__Direction__.
Look through the lines and report how many include the word "index", giving nothing but the number.

__Data__.
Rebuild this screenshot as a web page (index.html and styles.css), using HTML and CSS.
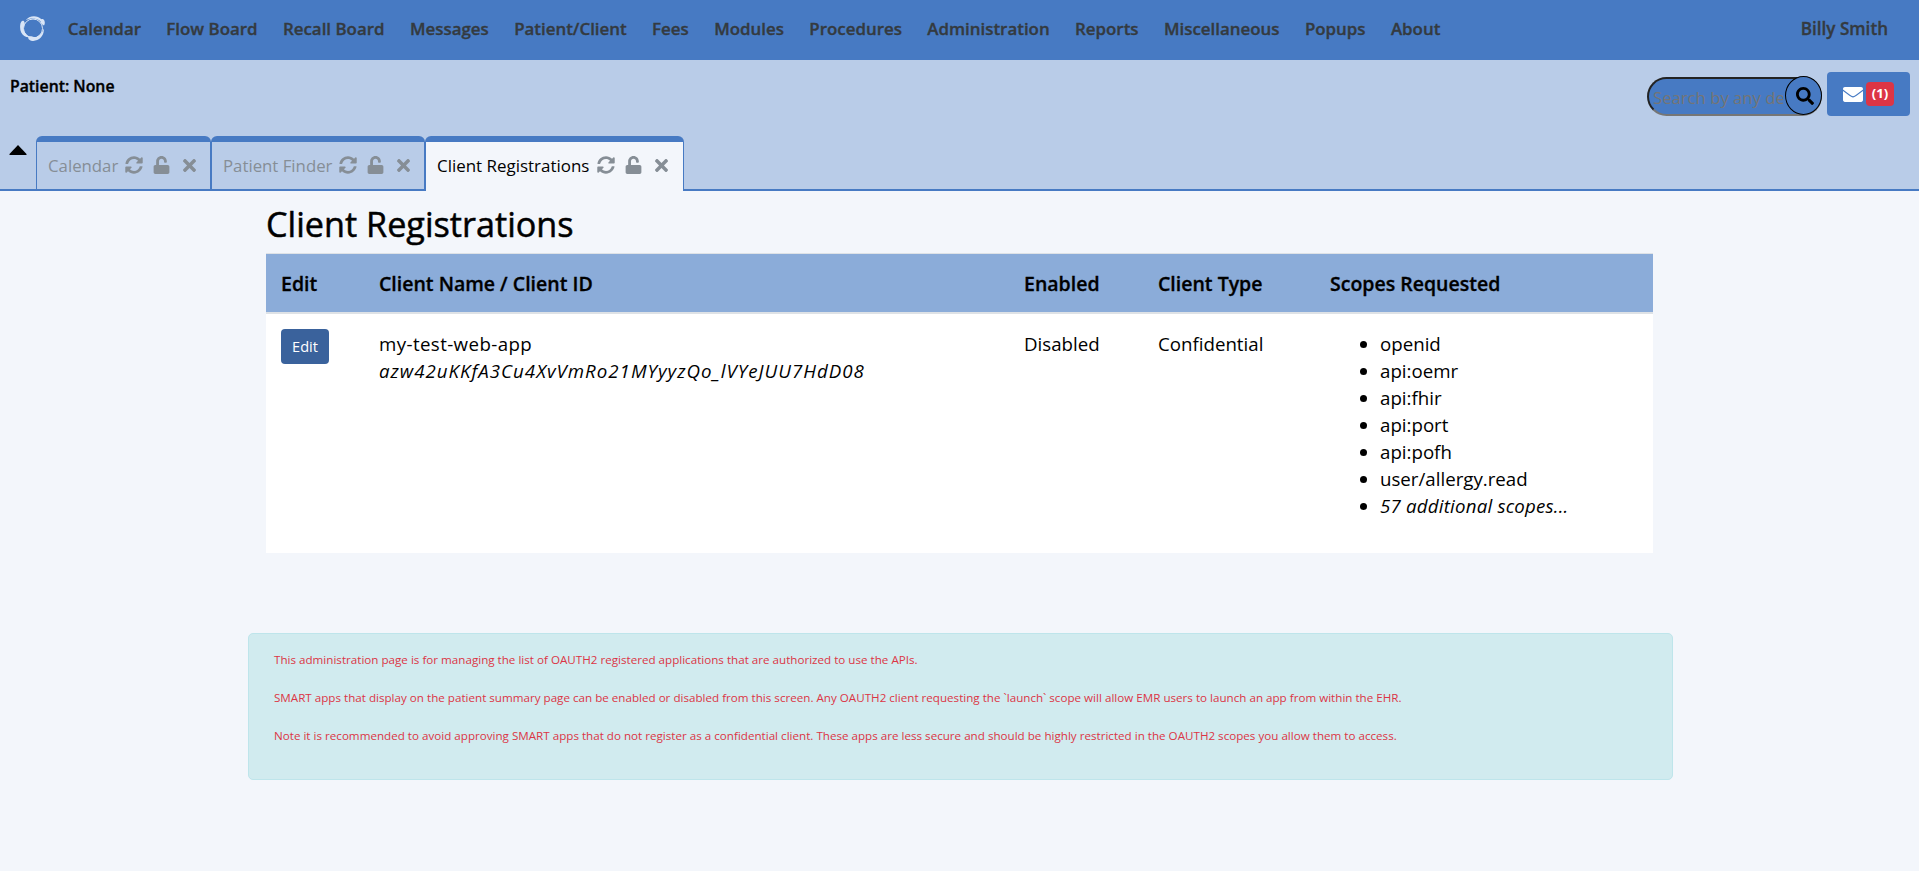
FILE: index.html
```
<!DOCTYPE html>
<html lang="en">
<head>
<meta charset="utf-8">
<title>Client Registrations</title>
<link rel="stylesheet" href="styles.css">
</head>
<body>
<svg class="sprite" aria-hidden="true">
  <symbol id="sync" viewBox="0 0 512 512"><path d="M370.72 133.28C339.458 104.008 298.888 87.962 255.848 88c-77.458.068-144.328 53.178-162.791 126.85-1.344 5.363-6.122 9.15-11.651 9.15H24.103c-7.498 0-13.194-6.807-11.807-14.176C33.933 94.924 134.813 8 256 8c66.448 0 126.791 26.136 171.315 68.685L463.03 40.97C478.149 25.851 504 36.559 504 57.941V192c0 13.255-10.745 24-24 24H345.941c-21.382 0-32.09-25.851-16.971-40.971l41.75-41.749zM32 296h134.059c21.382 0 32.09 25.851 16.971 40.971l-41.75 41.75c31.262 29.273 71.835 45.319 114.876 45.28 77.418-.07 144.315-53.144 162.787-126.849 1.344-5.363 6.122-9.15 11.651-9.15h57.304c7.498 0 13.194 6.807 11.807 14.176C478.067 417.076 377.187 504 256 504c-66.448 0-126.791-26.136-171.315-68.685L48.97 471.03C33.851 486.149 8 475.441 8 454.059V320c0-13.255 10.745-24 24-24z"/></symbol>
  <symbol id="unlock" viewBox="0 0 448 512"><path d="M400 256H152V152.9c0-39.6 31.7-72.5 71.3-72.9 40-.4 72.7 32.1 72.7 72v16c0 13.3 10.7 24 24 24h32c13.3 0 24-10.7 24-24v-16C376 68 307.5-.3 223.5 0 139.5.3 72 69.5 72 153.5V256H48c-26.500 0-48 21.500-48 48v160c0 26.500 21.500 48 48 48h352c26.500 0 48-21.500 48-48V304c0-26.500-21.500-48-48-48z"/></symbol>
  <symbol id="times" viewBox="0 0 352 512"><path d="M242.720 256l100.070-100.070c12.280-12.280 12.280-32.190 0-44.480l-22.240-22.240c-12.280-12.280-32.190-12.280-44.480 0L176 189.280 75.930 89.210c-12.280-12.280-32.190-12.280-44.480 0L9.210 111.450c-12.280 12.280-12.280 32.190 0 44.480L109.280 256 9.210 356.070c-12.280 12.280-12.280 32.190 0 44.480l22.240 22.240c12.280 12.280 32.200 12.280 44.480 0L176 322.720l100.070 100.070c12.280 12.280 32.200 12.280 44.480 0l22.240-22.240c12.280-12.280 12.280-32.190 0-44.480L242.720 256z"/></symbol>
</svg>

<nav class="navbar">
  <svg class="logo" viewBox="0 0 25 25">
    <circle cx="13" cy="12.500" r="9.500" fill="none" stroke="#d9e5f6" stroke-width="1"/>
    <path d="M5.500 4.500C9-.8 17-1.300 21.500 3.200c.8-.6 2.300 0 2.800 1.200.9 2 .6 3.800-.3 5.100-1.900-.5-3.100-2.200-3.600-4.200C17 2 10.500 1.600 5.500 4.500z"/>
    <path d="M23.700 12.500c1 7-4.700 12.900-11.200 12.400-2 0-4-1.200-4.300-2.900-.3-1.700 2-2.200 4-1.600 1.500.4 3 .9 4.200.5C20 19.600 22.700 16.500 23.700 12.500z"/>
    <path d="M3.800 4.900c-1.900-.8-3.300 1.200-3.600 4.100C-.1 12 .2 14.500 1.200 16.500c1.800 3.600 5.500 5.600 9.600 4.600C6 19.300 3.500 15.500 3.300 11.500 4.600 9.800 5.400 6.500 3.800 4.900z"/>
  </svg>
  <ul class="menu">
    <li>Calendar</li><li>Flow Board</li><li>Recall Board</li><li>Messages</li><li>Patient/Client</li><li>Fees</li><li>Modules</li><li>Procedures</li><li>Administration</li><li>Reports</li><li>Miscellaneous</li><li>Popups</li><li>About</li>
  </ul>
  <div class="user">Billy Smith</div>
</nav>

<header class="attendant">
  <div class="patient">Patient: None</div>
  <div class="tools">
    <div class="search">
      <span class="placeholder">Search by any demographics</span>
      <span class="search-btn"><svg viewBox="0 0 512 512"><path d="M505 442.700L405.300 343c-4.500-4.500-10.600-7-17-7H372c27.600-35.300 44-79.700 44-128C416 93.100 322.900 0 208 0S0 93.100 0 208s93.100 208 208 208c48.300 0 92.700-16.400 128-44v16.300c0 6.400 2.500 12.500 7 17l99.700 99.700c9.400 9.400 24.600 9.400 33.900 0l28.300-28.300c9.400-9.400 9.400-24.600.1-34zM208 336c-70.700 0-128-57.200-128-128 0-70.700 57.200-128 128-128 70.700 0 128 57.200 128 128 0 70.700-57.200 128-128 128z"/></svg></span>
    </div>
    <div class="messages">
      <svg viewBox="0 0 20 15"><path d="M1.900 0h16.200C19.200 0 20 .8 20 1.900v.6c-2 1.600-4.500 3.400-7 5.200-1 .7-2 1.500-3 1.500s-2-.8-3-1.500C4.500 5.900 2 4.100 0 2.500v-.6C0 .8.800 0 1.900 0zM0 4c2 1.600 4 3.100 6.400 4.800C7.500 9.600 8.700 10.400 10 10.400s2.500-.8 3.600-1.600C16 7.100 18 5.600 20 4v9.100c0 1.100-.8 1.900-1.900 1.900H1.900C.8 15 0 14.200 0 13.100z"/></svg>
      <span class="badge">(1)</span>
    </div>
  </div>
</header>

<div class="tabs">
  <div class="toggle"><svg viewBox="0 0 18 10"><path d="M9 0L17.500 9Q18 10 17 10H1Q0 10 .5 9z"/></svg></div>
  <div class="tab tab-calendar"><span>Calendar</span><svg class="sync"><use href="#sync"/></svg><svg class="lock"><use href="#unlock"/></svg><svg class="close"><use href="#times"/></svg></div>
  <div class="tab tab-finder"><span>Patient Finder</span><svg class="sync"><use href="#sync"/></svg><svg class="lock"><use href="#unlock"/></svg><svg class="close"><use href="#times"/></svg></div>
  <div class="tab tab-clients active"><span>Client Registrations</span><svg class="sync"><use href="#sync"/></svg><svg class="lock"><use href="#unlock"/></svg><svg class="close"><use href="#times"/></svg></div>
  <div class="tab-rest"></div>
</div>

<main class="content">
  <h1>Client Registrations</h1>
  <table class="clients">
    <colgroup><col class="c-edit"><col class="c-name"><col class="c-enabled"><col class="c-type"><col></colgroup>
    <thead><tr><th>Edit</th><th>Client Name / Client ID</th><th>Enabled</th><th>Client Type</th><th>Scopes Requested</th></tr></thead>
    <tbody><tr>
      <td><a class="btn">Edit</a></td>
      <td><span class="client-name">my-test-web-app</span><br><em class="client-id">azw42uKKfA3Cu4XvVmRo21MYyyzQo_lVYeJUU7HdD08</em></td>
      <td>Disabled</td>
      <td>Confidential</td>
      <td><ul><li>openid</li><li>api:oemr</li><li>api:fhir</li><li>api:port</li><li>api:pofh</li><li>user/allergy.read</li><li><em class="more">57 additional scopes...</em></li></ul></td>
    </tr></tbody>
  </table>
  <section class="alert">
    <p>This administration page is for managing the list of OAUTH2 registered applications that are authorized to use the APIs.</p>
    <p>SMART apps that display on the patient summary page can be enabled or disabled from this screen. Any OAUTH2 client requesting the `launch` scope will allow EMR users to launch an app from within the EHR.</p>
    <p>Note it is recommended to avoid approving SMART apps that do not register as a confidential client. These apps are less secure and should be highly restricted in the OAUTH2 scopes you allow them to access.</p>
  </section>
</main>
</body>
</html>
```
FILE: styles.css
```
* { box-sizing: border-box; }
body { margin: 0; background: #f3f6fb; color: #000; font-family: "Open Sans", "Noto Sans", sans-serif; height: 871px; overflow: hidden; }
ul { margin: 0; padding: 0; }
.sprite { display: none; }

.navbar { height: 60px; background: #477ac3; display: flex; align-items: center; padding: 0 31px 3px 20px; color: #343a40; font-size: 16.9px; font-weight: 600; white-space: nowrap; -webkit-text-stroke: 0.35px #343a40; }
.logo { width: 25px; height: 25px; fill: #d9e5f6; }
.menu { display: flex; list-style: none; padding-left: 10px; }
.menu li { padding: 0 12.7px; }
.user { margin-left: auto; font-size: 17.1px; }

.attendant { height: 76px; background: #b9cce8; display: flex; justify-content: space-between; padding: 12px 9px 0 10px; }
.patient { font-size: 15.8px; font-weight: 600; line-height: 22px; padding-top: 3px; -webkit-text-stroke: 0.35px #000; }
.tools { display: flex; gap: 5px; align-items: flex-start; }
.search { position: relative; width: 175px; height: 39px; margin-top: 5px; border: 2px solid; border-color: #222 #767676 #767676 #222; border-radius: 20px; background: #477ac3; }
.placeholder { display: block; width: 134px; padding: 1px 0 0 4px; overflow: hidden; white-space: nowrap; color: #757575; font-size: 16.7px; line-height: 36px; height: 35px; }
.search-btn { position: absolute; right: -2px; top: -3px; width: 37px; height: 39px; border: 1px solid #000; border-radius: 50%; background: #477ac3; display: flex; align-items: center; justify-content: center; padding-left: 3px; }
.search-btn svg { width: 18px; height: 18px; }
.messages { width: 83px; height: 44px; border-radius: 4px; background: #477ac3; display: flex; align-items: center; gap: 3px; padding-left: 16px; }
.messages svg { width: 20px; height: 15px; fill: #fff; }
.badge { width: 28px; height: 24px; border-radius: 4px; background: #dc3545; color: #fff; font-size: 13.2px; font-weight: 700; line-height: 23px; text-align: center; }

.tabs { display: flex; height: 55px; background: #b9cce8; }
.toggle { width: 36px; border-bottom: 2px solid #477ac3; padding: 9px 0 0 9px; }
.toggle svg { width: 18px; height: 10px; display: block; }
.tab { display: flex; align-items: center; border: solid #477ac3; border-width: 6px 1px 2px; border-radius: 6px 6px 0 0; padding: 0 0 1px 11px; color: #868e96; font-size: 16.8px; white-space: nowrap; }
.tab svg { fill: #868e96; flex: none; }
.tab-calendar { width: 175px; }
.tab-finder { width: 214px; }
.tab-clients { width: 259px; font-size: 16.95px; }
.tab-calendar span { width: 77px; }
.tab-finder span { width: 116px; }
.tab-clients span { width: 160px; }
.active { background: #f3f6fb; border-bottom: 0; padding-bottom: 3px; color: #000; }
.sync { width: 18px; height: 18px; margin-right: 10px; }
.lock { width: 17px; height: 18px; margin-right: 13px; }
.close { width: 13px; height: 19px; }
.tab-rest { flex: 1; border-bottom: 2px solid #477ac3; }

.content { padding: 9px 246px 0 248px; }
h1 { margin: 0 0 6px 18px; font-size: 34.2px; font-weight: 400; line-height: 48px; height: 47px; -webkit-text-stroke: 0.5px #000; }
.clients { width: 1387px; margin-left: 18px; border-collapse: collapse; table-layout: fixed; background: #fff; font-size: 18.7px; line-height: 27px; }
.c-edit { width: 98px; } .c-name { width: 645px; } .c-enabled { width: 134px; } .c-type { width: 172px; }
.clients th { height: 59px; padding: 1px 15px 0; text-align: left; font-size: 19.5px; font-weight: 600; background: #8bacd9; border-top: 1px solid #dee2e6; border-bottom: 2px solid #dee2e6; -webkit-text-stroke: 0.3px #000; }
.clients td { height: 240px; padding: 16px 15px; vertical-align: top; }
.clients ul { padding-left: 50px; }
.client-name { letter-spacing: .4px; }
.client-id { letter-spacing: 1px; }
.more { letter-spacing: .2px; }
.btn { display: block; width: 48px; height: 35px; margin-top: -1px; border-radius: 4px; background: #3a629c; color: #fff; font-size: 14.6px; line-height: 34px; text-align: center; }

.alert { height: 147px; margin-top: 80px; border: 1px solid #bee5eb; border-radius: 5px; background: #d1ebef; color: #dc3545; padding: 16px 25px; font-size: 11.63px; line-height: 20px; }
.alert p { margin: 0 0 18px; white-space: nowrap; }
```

__Result of the task__.
2